Caron Bradshaw OBE, CEO, Charity Finance Group
Close your eyes. Imagine a fraudster. What do they look like? A shadowy figure, deeply suspicious and clearly criminal, working outside of the organisation and planning sophisticated ways to get around your safeguards?
Well, they might be.
But they may also be your trusted volunteer, staff member, supplier or other stakeholder.
They may be a seasoned criminal or an opportunist and everything in between. Fraudsters come in all shapes and sizes and we can fall victim to fraud as charities in any manner of ways.
Charities are not especially extra vulnerable to fraud than those in other sectors. Of course, our reliance on trust and the assumptions we can make around positive motive for social good can sometimes steer us wrongly; causing us to be exploited.
But over my many years in the sector, I have never seen evidence that shows we are any more at risk than any other.

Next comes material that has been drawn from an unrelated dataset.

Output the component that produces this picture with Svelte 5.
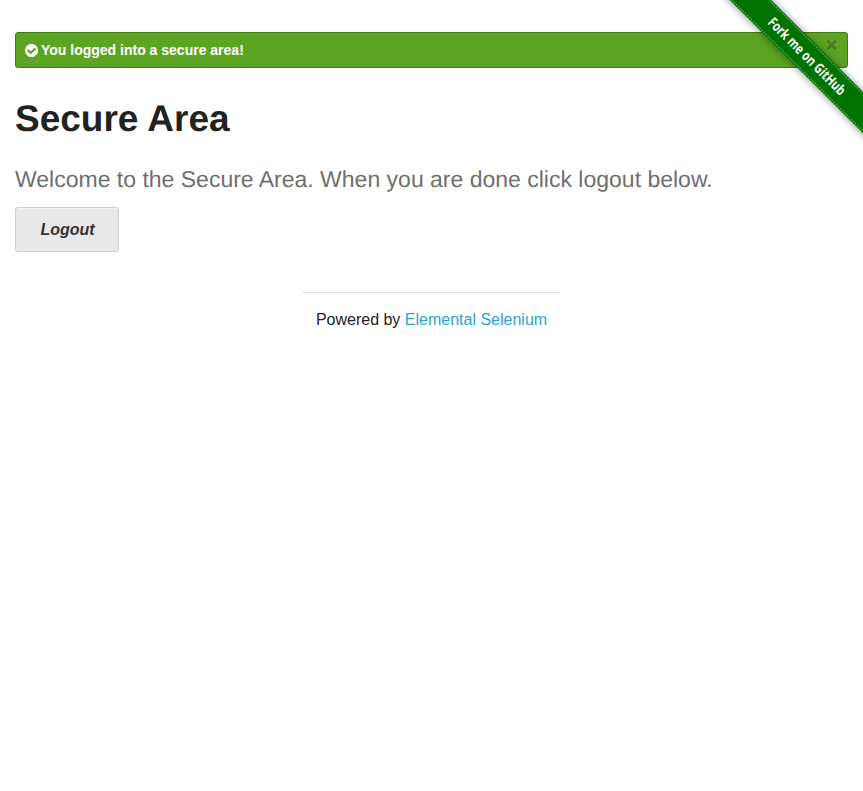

A family-run business can rely just as much on trust and established relationships. A large private company can just as easily be undone by human frailty.
We all need to be on our guard.
Don’t be paralysed by fear. Fraudsters will always be able to find new ways to defraud, however well we think we are protected. We cannot guarantee that we can stay one step ahead.
We can, however, work to collectively reduce the amount lost to good causes. The Charity Commission’s most recent figures estimate some £8.6 million income was lost between April 2020 and March 2021: At a time when we are all financially stretched, reducing this figure must be in everyone’s interests.
If you do one thing, make it signing and applying the Fraud Pledge! The Fraud Pledge was an initiative started by CFG and is now supported and driven by the Fraud Advisory Panel.
In summary, this is a commitment to some simple steps which will help reduce the risks of fraud:
Recognise that to be successful, fraudsters need to have the motivation and the opportunity. As we emerge from the pandemic there may be some who feel let down by us. Whether that is an employee who has gone the extra mile to support beneficiaries but feels undervalued, or someone external to the charity who is struggling financially.
This can increase motivation to commit fraud. That is not to say that all disgruntled staff will be fraudsters, or people in poverty will automatically turn to crime, I hasten to add!
Opportunity may have been increased by remote working, use of technology to communicate with our stakeholders and the willingness of our supporters to address the disadvantage exacerbated by Covid.
All these factors raise the risks.
Finally, remember that fraud can be internal or external, directly removing funds from your charity or riding on your charity’s brand and reputation to divert money from unsuspecting victims. We cannot stop all fraud. But we can reduce the incidence and level of loss suffered. By working together, sharing our experiences and shining light into the dark, unsavoury corners, we can tackle this scourge on society.